## Data records
=-=-=-=-=

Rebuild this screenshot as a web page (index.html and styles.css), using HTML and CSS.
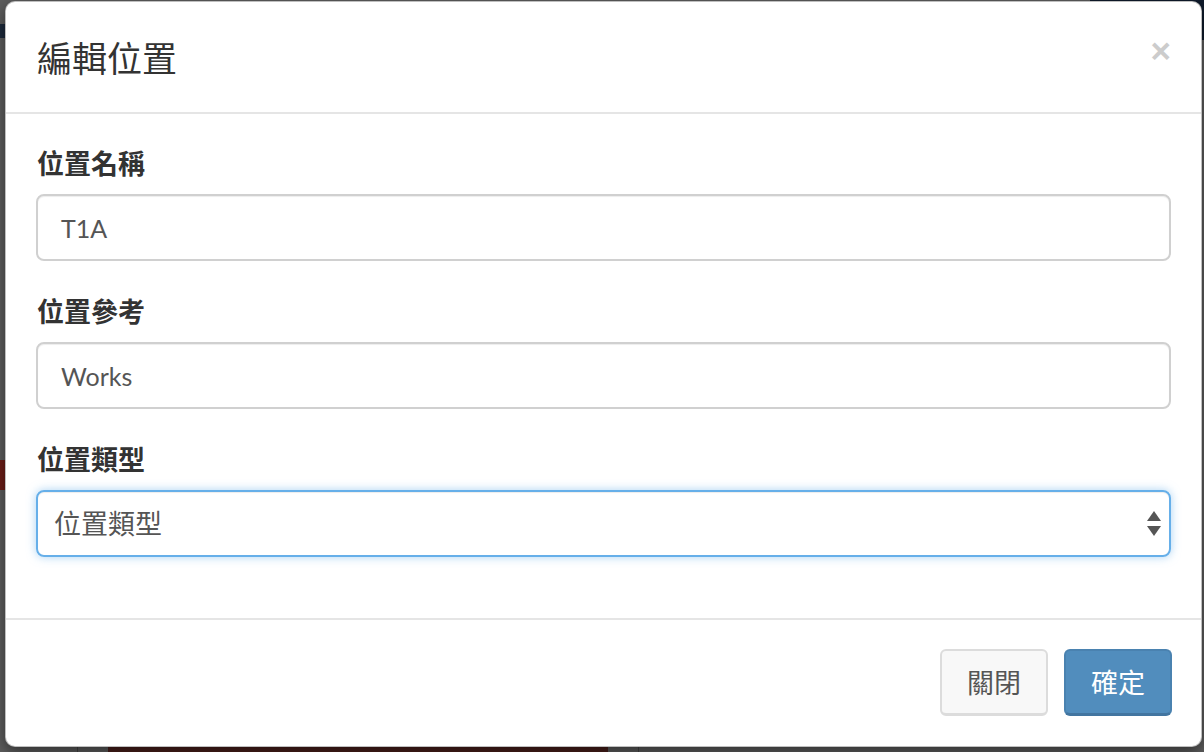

=-=-=-=-=

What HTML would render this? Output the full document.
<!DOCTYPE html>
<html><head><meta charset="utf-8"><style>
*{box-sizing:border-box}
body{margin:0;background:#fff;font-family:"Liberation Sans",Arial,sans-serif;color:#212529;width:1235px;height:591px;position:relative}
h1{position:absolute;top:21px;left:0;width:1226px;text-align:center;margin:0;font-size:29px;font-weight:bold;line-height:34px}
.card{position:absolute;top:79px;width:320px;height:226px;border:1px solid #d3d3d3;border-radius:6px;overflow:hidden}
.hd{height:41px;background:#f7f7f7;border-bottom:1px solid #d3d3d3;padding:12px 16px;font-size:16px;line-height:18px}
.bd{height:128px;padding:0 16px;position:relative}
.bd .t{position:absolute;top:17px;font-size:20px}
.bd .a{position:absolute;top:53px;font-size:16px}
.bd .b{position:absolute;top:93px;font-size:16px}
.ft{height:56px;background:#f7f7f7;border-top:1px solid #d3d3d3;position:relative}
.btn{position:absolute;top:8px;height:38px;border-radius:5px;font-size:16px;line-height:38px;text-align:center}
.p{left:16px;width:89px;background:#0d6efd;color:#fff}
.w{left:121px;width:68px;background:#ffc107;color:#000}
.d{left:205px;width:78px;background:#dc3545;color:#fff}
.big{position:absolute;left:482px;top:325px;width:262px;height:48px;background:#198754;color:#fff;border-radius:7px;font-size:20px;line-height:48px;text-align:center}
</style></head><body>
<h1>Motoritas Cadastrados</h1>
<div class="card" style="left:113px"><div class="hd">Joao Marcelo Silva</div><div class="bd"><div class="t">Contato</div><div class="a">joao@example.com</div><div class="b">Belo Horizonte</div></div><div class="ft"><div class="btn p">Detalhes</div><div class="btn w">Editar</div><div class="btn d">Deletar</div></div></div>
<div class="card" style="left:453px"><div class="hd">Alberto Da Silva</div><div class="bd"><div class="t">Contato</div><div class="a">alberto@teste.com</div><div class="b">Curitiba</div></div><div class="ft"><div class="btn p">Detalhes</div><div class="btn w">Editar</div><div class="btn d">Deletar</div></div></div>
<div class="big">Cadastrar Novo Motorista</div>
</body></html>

=-=-=-=-=

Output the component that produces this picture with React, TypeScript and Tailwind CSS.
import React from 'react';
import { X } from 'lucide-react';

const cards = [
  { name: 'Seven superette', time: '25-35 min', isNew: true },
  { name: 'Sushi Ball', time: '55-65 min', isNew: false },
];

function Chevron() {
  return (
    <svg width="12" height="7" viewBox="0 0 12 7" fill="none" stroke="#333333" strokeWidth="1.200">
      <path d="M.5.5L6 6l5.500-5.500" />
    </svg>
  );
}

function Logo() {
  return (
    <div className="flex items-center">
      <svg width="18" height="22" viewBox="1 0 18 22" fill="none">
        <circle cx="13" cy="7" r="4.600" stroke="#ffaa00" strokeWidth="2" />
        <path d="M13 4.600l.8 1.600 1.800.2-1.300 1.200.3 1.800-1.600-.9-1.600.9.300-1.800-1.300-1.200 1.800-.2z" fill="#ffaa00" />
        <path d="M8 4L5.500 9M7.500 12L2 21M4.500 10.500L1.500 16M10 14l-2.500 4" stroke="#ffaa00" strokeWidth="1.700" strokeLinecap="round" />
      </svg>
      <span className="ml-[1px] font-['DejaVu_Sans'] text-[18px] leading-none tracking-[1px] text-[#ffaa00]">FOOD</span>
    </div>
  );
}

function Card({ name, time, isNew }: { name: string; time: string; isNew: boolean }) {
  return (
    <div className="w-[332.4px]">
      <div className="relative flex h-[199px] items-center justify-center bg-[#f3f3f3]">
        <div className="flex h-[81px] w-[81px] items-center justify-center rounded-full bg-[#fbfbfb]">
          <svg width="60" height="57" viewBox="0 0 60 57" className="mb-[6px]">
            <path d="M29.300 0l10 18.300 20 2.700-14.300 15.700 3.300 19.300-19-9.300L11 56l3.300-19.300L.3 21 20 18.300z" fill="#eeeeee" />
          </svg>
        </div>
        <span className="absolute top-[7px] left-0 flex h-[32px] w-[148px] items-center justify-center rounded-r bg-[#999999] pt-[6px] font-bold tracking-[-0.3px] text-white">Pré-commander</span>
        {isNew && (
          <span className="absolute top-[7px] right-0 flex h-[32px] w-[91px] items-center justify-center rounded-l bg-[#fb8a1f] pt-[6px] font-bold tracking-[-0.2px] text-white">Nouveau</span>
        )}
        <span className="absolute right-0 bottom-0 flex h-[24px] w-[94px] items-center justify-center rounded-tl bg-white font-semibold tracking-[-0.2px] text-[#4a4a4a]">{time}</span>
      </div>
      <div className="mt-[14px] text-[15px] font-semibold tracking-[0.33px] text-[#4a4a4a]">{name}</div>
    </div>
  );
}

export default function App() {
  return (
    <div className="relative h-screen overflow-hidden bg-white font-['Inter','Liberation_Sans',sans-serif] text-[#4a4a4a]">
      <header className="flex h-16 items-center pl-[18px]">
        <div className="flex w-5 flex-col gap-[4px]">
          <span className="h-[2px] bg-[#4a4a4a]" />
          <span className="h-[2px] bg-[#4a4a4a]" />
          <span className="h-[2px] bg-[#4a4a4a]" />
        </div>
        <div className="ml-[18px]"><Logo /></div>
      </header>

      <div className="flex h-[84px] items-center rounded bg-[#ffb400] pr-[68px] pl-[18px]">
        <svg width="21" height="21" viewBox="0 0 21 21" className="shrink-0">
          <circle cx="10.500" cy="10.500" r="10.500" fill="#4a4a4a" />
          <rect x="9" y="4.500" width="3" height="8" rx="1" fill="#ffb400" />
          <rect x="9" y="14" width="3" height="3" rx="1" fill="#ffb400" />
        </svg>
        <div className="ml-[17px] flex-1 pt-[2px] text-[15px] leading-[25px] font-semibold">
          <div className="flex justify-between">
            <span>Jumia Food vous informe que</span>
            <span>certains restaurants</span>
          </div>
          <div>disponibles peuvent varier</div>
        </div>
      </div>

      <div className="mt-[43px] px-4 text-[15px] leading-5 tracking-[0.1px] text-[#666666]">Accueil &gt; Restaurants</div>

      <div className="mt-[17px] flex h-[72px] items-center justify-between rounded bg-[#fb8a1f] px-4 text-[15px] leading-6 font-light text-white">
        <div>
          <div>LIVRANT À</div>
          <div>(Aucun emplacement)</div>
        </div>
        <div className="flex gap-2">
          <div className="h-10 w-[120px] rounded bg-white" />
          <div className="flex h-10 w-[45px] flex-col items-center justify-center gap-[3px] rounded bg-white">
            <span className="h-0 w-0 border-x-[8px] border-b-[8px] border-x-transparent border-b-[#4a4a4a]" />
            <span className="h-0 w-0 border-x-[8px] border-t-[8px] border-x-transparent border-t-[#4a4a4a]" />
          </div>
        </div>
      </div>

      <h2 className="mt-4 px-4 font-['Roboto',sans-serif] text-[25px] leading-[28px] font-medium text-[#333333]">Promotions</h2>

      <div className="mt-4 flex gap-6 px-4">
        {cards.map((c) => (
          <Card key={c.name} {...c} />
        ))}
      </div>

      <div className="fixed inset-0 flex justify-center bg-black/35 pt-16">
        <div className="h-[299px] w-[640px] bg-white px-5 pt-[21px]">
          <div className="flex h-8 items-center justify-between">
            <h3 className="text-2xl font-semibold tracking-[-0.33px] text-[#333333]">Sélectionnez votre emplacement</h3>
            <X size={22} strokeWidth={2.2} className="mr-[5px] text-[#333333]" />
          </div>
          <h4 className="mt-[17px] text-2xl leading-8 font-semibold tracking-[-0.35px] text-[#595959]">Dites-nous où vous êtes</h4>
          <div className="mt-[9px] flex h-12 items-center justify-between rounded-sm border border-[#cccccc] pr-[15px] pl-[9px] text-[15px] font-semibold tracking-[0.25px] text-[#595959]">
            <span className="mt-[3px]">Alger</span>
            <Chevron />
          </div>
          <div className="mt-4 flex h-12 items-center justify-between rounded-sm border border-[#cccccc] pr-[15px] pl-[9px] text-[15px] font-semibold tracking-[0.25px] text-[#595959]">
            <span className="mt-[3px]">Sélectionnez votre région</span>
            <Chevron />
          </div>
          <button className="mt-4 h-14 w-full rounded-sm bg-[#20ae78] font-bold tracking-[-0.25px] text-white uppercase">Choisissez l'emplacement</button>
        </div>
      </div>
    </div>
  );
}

=-=-=-=-=

In the listing above, find the line containing "What HTML would" and the line containing "</body></html>", then repeat those two lines and everything between them exactly.

What HTML would render this? Output the full document.
<!DOCTYPE html>
<html><head><meta charset="utf-8"><style>
*{box-sizing:border-box}
body{margin:0;background:#fff;font-family:"Liberation Sans",Arial,sans-serif;color:#212529;width:1235px;height:591px;position:relative}
h1{position:absolute;top:21px;left:0;width:1226px;text-align:center;margin:0;font-size:29px;font-weight:bold;line-height:34px}
.card{position:absolute;top:79px;width:320px;height:226px;border:1px solid #d3d3d3;border-radius:6px;overflow:hidden}
.hd{height:41px;background:#f7f7f7;border-bottom:1px solid #d3d3d3;padding:12px 16px;font-size:16px;line-height:18px}
.bd{height:128px;padding:0 16px;position:relative}
.bd .t{position:absolute;top:17px;font-size:20px}
.bd .a{position:absolute;top:53px;font-size:16px}
.bd .b{position:absolute;top:93px;font-size:16px}
.ft{height:56px;background:#f7f7f7;border-top:1px solid #d3d3d3;position:relative}
.btn{position:absolute;top:8px;height:38px;border-radius:5px;font-size:16px;line-height:38px;text-align:center}
.p{left:16px;width:89px;background:#0d6efd;color:#fff}
.w{left:121px;width:68px;background:#ffc107;color:#000}
.d{left:205px;width:78px;background:#dc3545;color:#fff}
.big{position:absolute;left:482px;top:325px;width:262px;height:48px;background:#198754;color:#fff;border-radius:7px;font-size:20px;line-height:48px;text-align:center}
</style></head><body>
<h1>Motoritas Cadastrados</h1>
<div class="card" style="left:113px"><div class="hd">Joao Marcelo Silva</div><div class="bd"><div class="t">Contato</div><div class="a">joao@example.com</div><div class="b">Belo Horizonte</div></div><div class="ft"><div class="btn p">Detalhes</div><div class="btn w">Editar</div><div class="btn d">Deletar</div></div></div>
<div class="card" style="left:453px"><div class="hd">Alberto Da Silva</div><div class="bd"><div class="t">Contato</div><div class="a">alberto@teste.com</div><div class="b">Curitiba</div></div><div class="ft"><div class="btn p">Detalhes</div><div class="btn w">Editar</div><div class="btn d">Deletar</div></div></div>
<div class="big">Cadastrar Novo Motorista</div>
</body></html>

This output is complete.